Why Compliance Shapes Managed Travel Programs
Travel Policy Compliance is often associated with broader travel compliance processes used to guide employee booking behavior, reimbursement activity, and supplier usage within managed travel programs.
A travel policy establishes expectations around:
- Airfare class eligibility
- Hotel rate limits
- Preferred supplier usage
- Advance booking requirements
- Expense reimbursement standards
- Approval workflows
Compliance measures how closely travelers follow those guidelines during the booking and expense process.
Organizations with stronger compliance levels typically gain better visibility into travel activity and greater consistency across departments and regions.
Relationship Between Compliance and Travel Spend
Travel policies are designed to help organizations manage costs while supporting operational needs and traveler experience.
The Global Business Travel Association (GBTA) consistently identifies policy compliance as a major factor influencing travel program cost control, supplier utilization, and reporting visibility across managed travel environments.
When employees consistently book within policy guidelines, organizations are generally better positioned to:
- Control airfare and hotel costs
- Improve negotiated supplier utilization
- Reduce unnecessary out-of-policy spending
- Maintain more predictable travel budgets
Common Areas Where Non-Compliance Occurs
Non-compliance can occur at multiple stages of the travel process.
Common Examples Include:
- Booking outside approved channels
- Selecting higher airfare classes without authorization
- Choosing non-preferred hotels
- Missing advance purchase requirements
- Submitting expenses outside reimbursement guidelines
Some non-compliance is intentional, while other situations result from unclear policy communication or booking limitations in certain markets.
Understanding where exceptions occur helps organizations improve both policy structure and traveler guidance.
How Booking Channels Influence Compliance Rates
Approved booking channels play a major role in maintaining compliance.
When travelers use authorized online booking tools or managed travel agencies, organizations gain:
- Greater visibility into reservations
- Automated policy controls
- Preferred supplier integration
- Consolidated reporting data
These systems can also flag out-of-policy selections before booking is completed, helping travelers make compliant decisions earlier in the process.
Off-channel bookings often reduce visibility and make compliance monitoring more difficult.
Role of Technology in Compliance Monitoring
Technology platforms help organizations monitor compliance activity more efficiently.
Modern travel management systems may support:
- Automated policy alerts
- Approval routing workflows
- Real-time booking audits
- Expense policy validation
- Reporting dashboards
Widely used travel and expense platforms such as SAP Concur, and Coupa commonly include compliance monitoring capabilities integrated directly into booking and reimbursement workflows.
Automation helps reduce manual review workloads while improving consistency across large travel programs.
How Policy Compliance Supports Duty of Care
Travel Policy Compliance also supports traveler safety and duty of care responsibilities.
When travelers book through approved channels and follow established procedures, organizations can more easily:
- Locate travelers during disruptions
- Communicate emergency updates
- Track itinerary changes
- Coordinate support during operational events
This visibility becomes particularly important during severe weather events, geopolitical disruptions, or large-scale transportation interruptions.

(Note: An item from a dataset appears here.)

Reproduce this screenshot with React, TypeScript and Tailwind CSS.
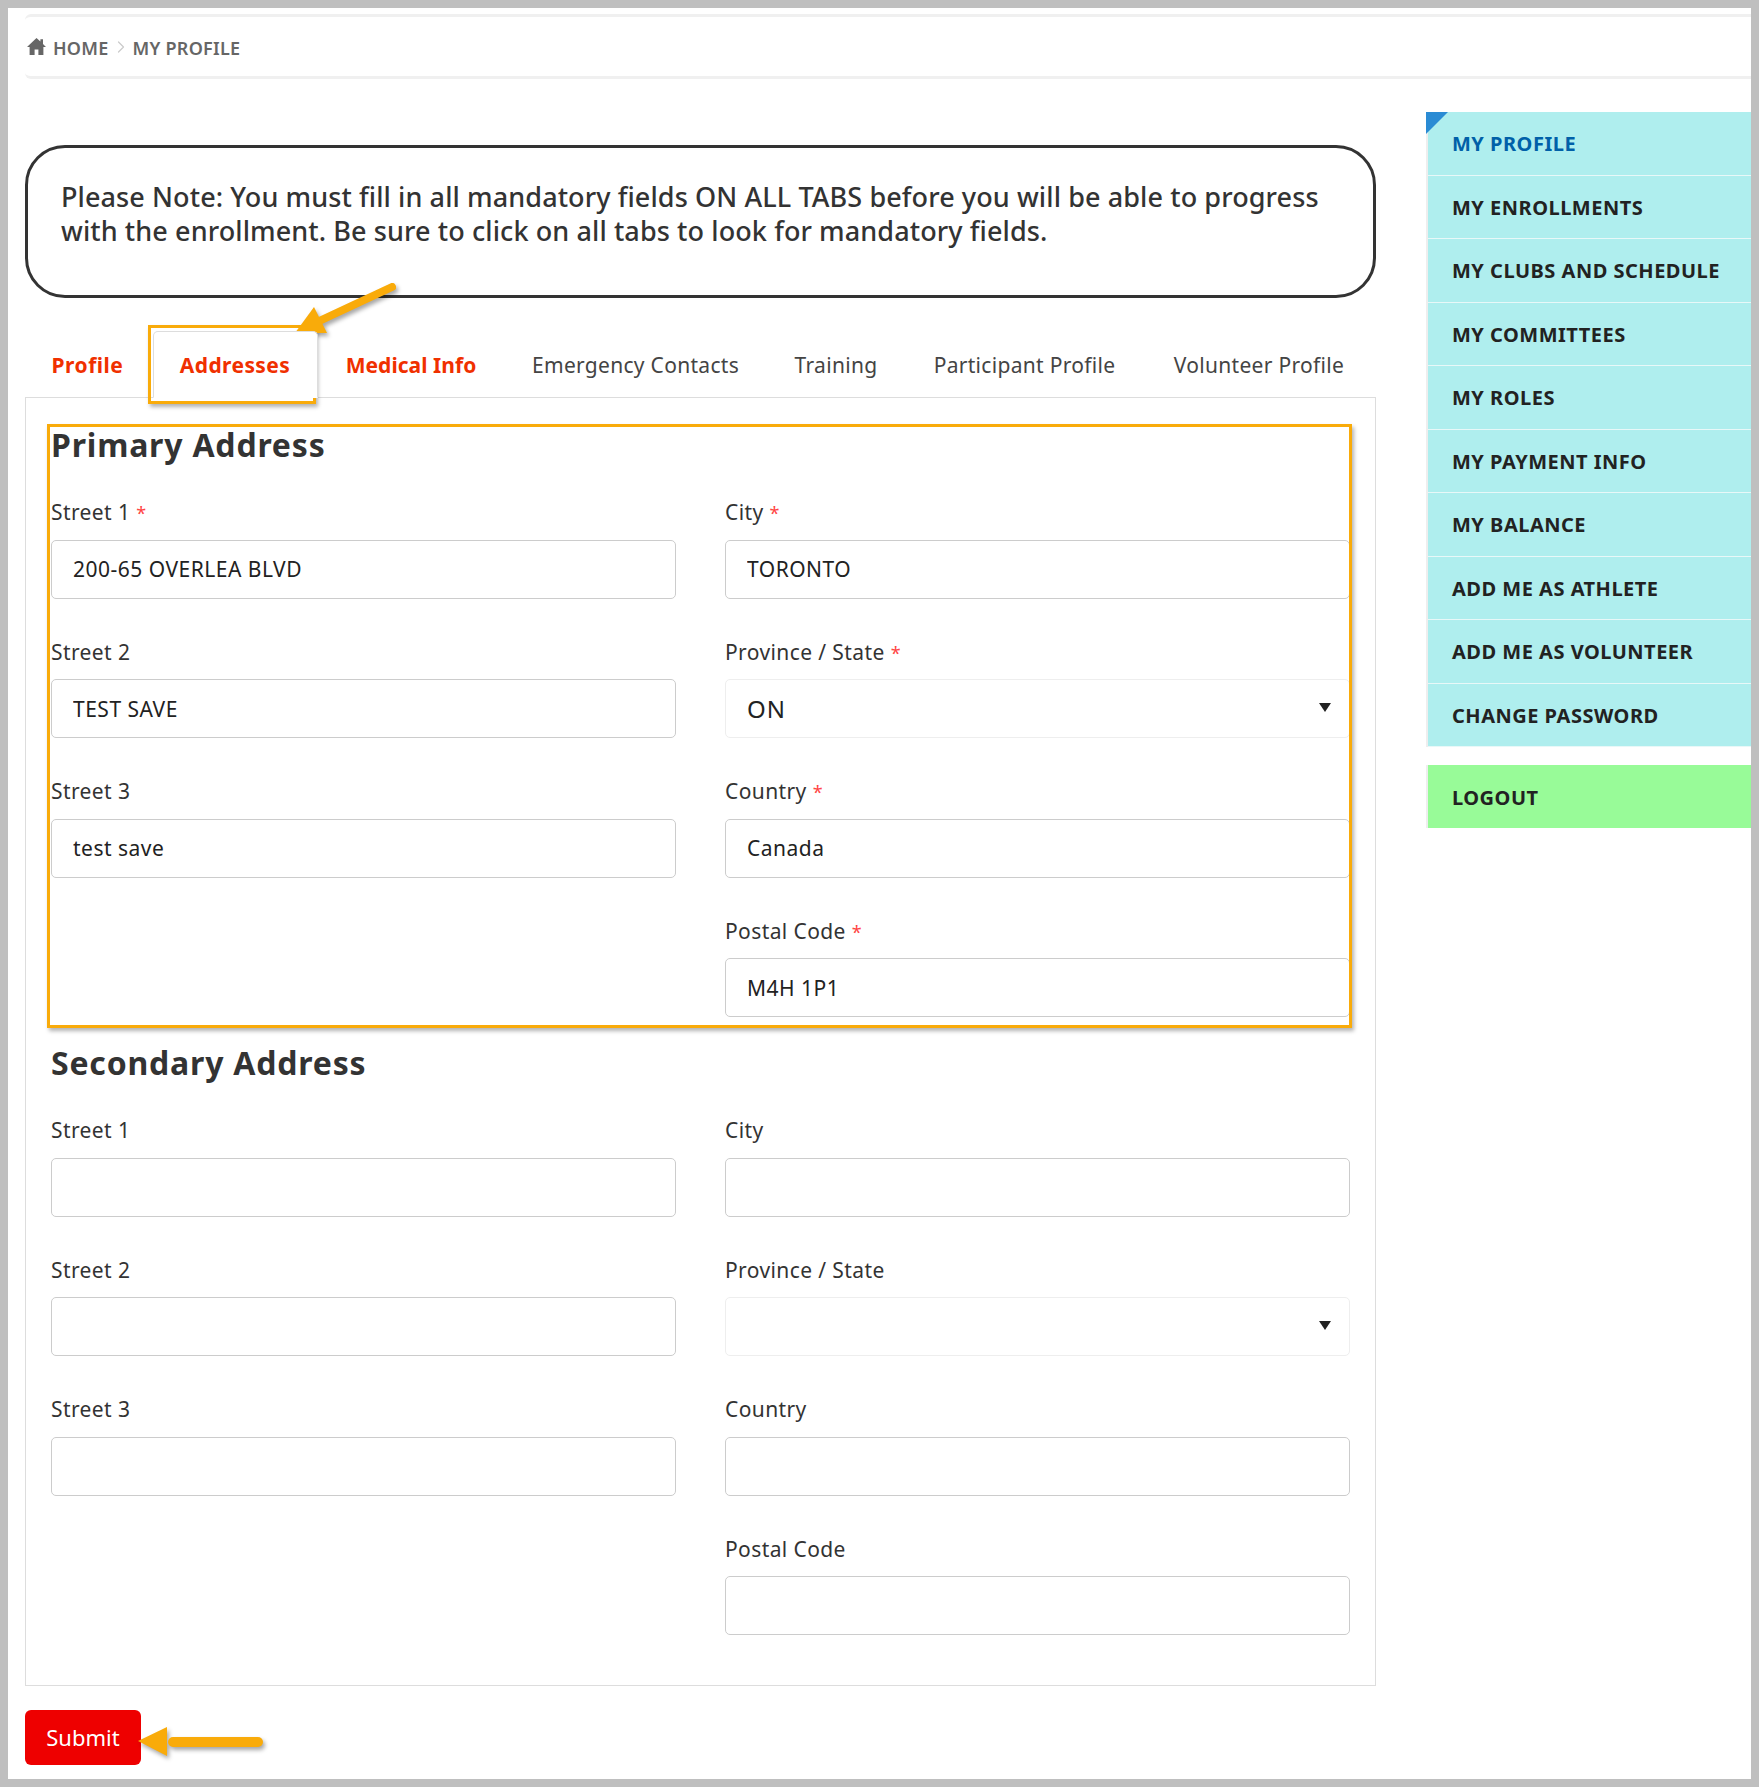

Programs with lower compliance rates may have limited visibility into traveler locations and travel activity.
Compliance Challenges in Global Travel Programs
Maintaining consistent compliance across global operations can be complex.
Organizations may face challenges related to:
- Regional booking differences
- Market-specific supplier availability
- Local reimbursement regulations
- Traveler preference variations
- Currency and taxation requirements
Policies that work effectively in one region may require adjustment in another due to operational or cultural differences.
Many multinational organizations therefore combine global policy standards with localized flexibility.
Measuring Travel Policy Compliance Performance
Organizations commonly evaluate compliance using reporting and booking analysis.
Common Metrics Include:
- Percentage of bookings within policy
- Preferred supplier adoption rates
- Advance booking compliance
- Out-of-policy exception frequency
- Off-channel booking activity
These metrics help organizations identify where policy adjustments, traveler education, or system improvements may be needed.
Compliance reporting also helps procurement and finance teams evaluate the effectiveness of travel management strategies over time.
Why Traveler Communication Influences Compliance
Clear communication is one of the most important drivers of compliance success.
Employees are more likely to follow travel guidelines when policies are:
- Easy to access
- Written clearly
- Consistently enforced
- Supported by booking tools and workflows
Programs with overly complex or outdated policies may experience lower compliance levels because travelers struggle to understand expectations or find compliant booking options.
Regular policy updates and traveler education can help improve adoption rates.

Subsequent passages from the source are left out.